A equipe “B” tentou se manter em equilíbrio, ou tentou desequilibrar o ataque adversário? O que você faria se fosse treinador da equipe “A”?
 
Bom, a equipe “A” manteve três jogadores para se defender; ou seja, no seu escanteio ofensivo posicionou sete jogadores atacando (6+1) contra cinco defensores.
 
Escanteio cobrado, nas mãos do goleiro da equipe “B”. Sem pestanejar, contra-ataque armado. Aproveitando o intenso desequilíbrio causado no sistema defensivo da equipe “A” (5×3), gol para a equipe “B”.
 
Senhores, a equipe “B” causou grande desequilíbrio na equipe “A” ao manter cinco jogadores na linha de meio-campo para puxar o contra-ataque. A equipe “A” não respondeu de forma inteligente em tempo hábil. Aí sofreu o gol.
 
Se analisarmos atentamente a situação, notaremos que antes da cobrança do escanteio a equipe “A” tinha seis jogadores mais um contra cinco defensores mais um (o goleiro).
 
Como aumentar essa vantagem numérica sem recorrer a remanejamentos de jogadores, possibilitando maiores chances de criar uma situação de gol?
 
Se ao invés de cruzar a bola diretamente na área, a equipe “A” tivesse realizado uma cobrança curta – saísse jogando – como ficaria a situação numérica? Simples, o 6+1 se transformaria em sete.
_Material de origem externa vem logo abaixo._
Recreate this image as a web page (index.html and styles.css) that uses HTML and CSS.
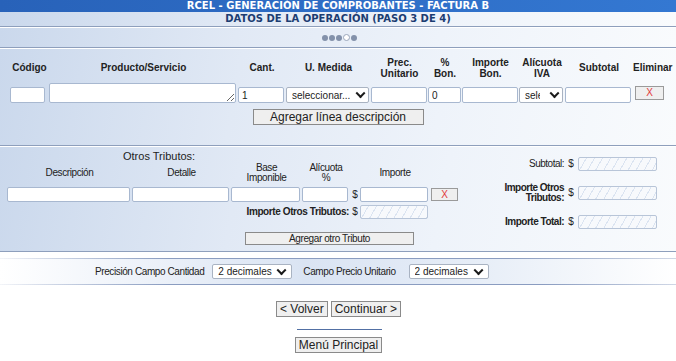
FILE: index.html
```html
<!DOCTYPE html>
<html lang="es">

<head>
  <meta charset="UTF-8">
  <meta name="viewport" content="width=device-width, initial-scale=1.0">
  <title>RCEL - Datos de la operación</title>
  <link rel="stylesheet" href="styles.css">
</head>

<body>
  <div class="titlebar">RCEL - GENERACIÓN DE COMPROBANTES - FACTURA B</div>
  <div class="subtitle">DATOS DE LA OPERACIÓN (PASO 3 DE 4)</div>
  <div class="steps">
    <span class="dot"></span><span class="dot"></span><span class="dot"></span><span class="dot current"></span><span class="dot"></span>
  </div>

  <!-- Detalle de productos / servicios -->
  <div class="panel items">
    <div class="items-grid">
      <div class="col-head">Código</div>
      <div class="col-head">Producto/Servicio</div>
      <div class="col-head">Cant.</div>
      <div class="col-head">U. Medida</div>
      <div class="col-head">Prec.<br>Unitario</div>
      <div class="col-head">%<br>Bon.</div>
      <div class="col-head">Importe<br>Bon.</div>
      <div class="col-head">Alícuota<br>IVA</div>
      <div class="col-head">Subtotal</div>
      <div class="col-head">Eliminar</div>

      <input type="text" class="field w-cod">
      <textarea class="field w-prod"></textarea>
      <input type="text" class="field w-cant" value="1">
      <span class="sel">
        <select class="field w-um">
          <option>seleccionar...</option>
        </select>
      </span>
      <input type="text" class="field w-prec">
      <input type="text" class="field w-bon" value="0">
      <input type="text" class="field w-ibon">
      <span class="sel">
        <select class="field w-iva">
          <option>seleccionar...</option>
        </select>
      </span>
      <input type="text" class="field w-sub">
      <button class="btn-del">X</button>
    </div>
    <div class="center-row">
      <button class="btn btn-add">Agregar línea descripción</button>
    </div>
  </div>

  <!-- Otros tributos y totales -->
  <div class="panel tributos">
    <div class="trib-grid">
      <div class="trib-title">Otros Tributos:</div>

      <div class="trib-head">Descripción</div>
      <div class="trib-head">Detalle</div>
      <div class="trib-head">Base<br>Imponible</div>
      <div class="trib-head">Alícuota<br>%</div>
      <div></div>
      <div class="trib-head">Importe</div>
      <div></div>

      <input type="text" class="field t-desc">
      <input type="text" class="field t-det">
      <input type="text" class="field t-base">
      <input type="text" class="field t-alic">
      <span class="cur">$</span>
      <input type="text" class="field t-imp">
      <button class="btn-del small">X</button>

      <div class="trib-sum">Importe Otros Tributos:</div>
      <span class="cur">$</span>
      <input type="text" class="field locked t-imp" disabled>
      <div></div>

      <div class="trib-add">
        <button class="btn btn-small">Agregar otro Tributo</button>
      </div>
    </div>

    <div class="totals">
      <div class="tot-label">Subtotal:</div>
      <span class="cur">$</span>
      <input type="text" class="field locked" disabled>

      <div class="tot-label strong">Importe Otros Tributos:</div>
      <span class="cur">$</span>
      <input type="text" class="field locked" disabled>

      <div class="tot-label strong">Importe Total:</div>
      <span class="cur">$</span>
      <input type="text" class="field locked" disabled>
    </div>
  </div>

  <div class="precision">
    <span>Precisión Campo Cantidad</span>
    <span class="sel first">
      <select class="field prec-sel">
        <option>2 decimales</option>
      </select>
    </span>
    <span class="gap-label">Campo Precio Unitario</span>
    <span class="sel second">
      <select class="field prec-sel">
        <option>2 decimales</option>
      </select>
    </span>
  </div>

  <div class="nav">
    <button class="btn">&lt; Volver</button>
    <button class="btn">Continuar &gt;</button>
  </div>
  <div class="divider"></div>
  <div class="nav menu">
    <button class="btn">Menú Principal</button>
  </div>
</body>

</html>
```

FILE: styles.css
```css
body {
  margin: 0;
  font-family: "Liberation Sans", Arial, sans-serif;
  font-size: 10px;
  color: #222;
  background-color: #ffffff;
}

/* Encabezado */
.titlebar {
  height: 12px;
  line-height: 12px;
  background: linear-gradient(to right, #2862b9, #3478d2);
  color: #ffffff;
  font-family: "DejaVu Sans", Verdana, sans-serif;
  font-weight: bold;
  font-size: 10px;
  text-align: center;
}

.subtitle,
.steps,
.panel {
  background: linear-gradient(100deg, #cad8ec 0%, #e1e9f5 35%, #eef3fa 65%, #f9fbfd 100%);
  border-bottom: 1px solid #8e9fbc;
}

.subtitle {
  height: 14px;
  line-height: 14px;
  color: #1c3d72;
  font-family: "DejaVu Sans", Verdana, sans-serif;
  font-weight: bold;
  font-size: 10px;
  text-align: center;
}

.steps {
  height: 19px;
  border-top: 1px solid #ffffff;
  display: flex;
  justify-content: center;
  align-items: center;
  gap: 1px;
  padding-left: 2px;
}

.dot {
  width: 6px;
  height: 6px;
  border-radius: 50%;
  background-color: #8391aa;
}

.dot.current {
  width: 5px;
  height: 5px;
  background-color: #ffffff;
  border: 1px solid #9aa6bb;
  border-radius: 50%;
}

.panel {
  border-top: 1px solid #ffffff;
}

/* Campos */
.field {
  box-sizing: border-box;
  height: 16px;
  padding: 0 3px;
  border: 1px solid #a8b8d0;
  border-radius: 2px;
  background-color: #ffffff;
  font-family: "Liberation Sans", Arial, sans-serif;
  font-size: 10px;
  color: #222;
  margin: 0;
}

select.field {
  appearance: none;
  -webkit-appearance: none;
  padding: 0 18px 0 5px;
  border-color: #a9b3c2;
  display: block;
}

/* select con flecha propia */
.sel {
  position: relative;
  display: inline-block;
}

.sel::after {
  content: "";
  position: absolute;
  right: 7px;
  top: 50%;
  width: 5px;
  height: 5px;
  border-right: 2px solid #1a1a1a;
  border-bottom: 2px solid #1a1a1a;
  transform: translateY(-75%) rotate(45deg);
  pointer-events: none;
}

.field.locked {
  background: repeating-linear-gradient(120deg, #f7f9fc 0 6px, #dbe4f1 6px 7px);
  border-color: #b8c5d8;
}

.btn {
  height: 16px;
  padding: 0 3px;
  border: 1px solid #8a8a8a;
  background-color: #efefef;
  font-family: "Liberation Sans", Arial, sans-serif;
  font-size: 12px;
  color: #222;
  line-height: 14px;
}

.btn-del {
  width: 29px;
  height: 14px;
  padding: 0;
  border: 1px solid #9a9a9a;
  background-color: #efefef;
  color: #e23b3b;
  font-family: "Liberation Sans", Arial, sans-serif;
  font-size: 10px;
  line-height: 12px;
}

/* Items */
.items {
  height: 98px;
  padding-top: 7px;
  box-sizing: border-box;
  padding-left: 10px;
}

.items-grid {
  display: grid;
  grid-template-columns: 39px 189px 48px 85px 57px 34px 57px 46px 68px 36px;
  grid-template-rows: 23px 24px;
}

.col-head {
  font-weight: bold;
  text-align: center;
  line-height: 11px;
  align-self: center;
}

.items-grid .field,
.items-grid .sel {
  align-self: end;
}

.w-cod { width: 35px; }
.w-prod { width: 187px; height: 20px; padding: 0; }
.w-cant { width: 46px; }
.w-um { width: 83px; }
.w-prec { width: 56px; }
.w-bon { width: 33px; }
.w-ibon { width: 56px; }
.items-grid select.w-iva { width: 44px; padding: 0 22px 0 5px; }
.w-sub { width: 66px; }

.items-grid .btn-del {
  align-self: end;
  margin: 0 0 3px 2px;
}

.center-row {
  display: flex;
  justify-content: center;
  margin-top: 6px;
  padding-right: 10px;
}

.btn-add {
  width: 171px;
  height: 16px;
}

/* Otros tributos */
.tributos {
  height: 106px;
  box-sizing: border-box;
  padding: 4px 19px 0 7px;
  display: flex;
  justify-content: space-between;
}

.trib-grid {
  display: grid;
  grid-template-columns: 125px 99px 71px 48px 10px 70px 30px;
  grid-template-rows: 11px 21px 19px 17px 26px;
  letter-spacing: -0.4px;
}

.trib-title {
  grid-column: 1 / -1;
  padding-left: 116px;
  font-size: 11px;
  line-height: 11px;
  letter-spacing: 0;
}

.trib-head {
  text-align: center;
  line-height: 10px;
  align-self: center;
}

.trib-grid .field {
  align-self: end;
  height: 15px;
}

.t-desc { width: 123px; }
.t-det { width: 97px; }
.t-base { width: 69px; }
.t-alic { width: 46px; }
.t-imp { width: 68px; }

.trib-grid .field.locked {
  height: 14px;
}

.cur {
  align-self: end;
  text-align: center;
  line-height: 14px;
  letter-spacing: 0;
}

.trib-grid .btn-del {
  align-self: end;
  width: 27px;
  height: 13px;
  margin: 0 0 1px 1px;
  line-height: 11px;
}

.trib-sum {
  grid-column: 1 / 5;
  align-self: end;
  text-align: right;
  font-weight: bold;
  line-height: 14px;
  padding-right: 1px;
}

.trib-add {
  grid-column: 1 / -1;
  align-self: end;
  padding-left: 238px;
}

.btn-small {
  width: 169px;
  height: 13px;
  font-size: 10px;
  line-height: 11px;
  letter-spacing: -0.4px;
}

/* Totales */
.totals {
  display: grid;
  grid-template-columns: 62px 14px 79px;
  grid-auto-rows: 14px;
  row-gap: 15px;
  margin-top: 6px;
  letter-spacing: -0.5px;
}

.tot-label {
  text-align: right;
  align-self: center;
  line-height: 10px;
}

.tot-label.strong {
  font-weight: bold;
}

.totals .cur {
  align-self: center;
}

.totals .field {
  width: 79px;
  height: 14px;
}

/* Precision */
.precision {
  margin-top: 6px;
  height: 27px;
  display: flex;
  align-items: center;
  padding-left: 95px;
  letter-spacing: -0.4px;
  background:
    linear-gradient(to right, rgba(138, 156, 192, 0.1), #8a9cc0 25%, #8a9cc0 75%, rgba(138, 156, 192, 0.4)) top / 100% 1px no-repeat,
    linear-gradient(to right, rgba(138, 156, 192, 0.1), #8a9cc0 25%, #8a9cc0 80%, rgba(138, 156, 192, 0.4)) bottom / 100% 1px no-repeat,
    linear-gradient(to right, #ffffff 0%, #dae4f3 45%, #e6edf7 70%, #ffffff 100%);
}

.prec-sel {
  height: 15px;
  letter-spacing: 0;
  width: 80px;
}

.sel.first {
  margin-left: 8px;
}

.sel.second {
  margin-left: 13px;
}

.gap-label {
  margin-left: 11px;
}

/* Navegacion */
.nav {
  display: flex;
  justify-content: center;
  gap: 3px;
  margin-top: 16px;
  padding-left: 1px;
}

.divider {
  width: 85px;
  height: 1px;
  background-color: #5270a4;
  margin: 12px auto 0;
  position: relative;
  left: 1px;
}

.nav.menu {
  margin-top: 7px;
}
```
O 6+1 contra 5+1 se transformaria em sete contra 5+1.
 
Levando em conta que os jogadores que ficaram para puxar o contra-ataque tentariam voltar para auxiliar a defesa, a equipe “A” teria ainda cerca de cinco segundos para buscar o desfecho da jogada com vantagem numérica. Na pior das hipóteses para a equipe “A”, a equipe “B” conseguiria se reequilibrar defensivamente a tempo, mas perderia a vantagem numérica ofensiva em um eventual contra-ataque.
 
Aí, quem teria desequilibrado quem? (“Tostines vende mais porque é fresquinho, ou é fresquinho porque vende mais? – se não quiser se arriscar é melhor ir pegando o “bolachinha” da prateleira; e se não gosta de bolachas…, bom, aí é melhor vir tomar um “Café”.)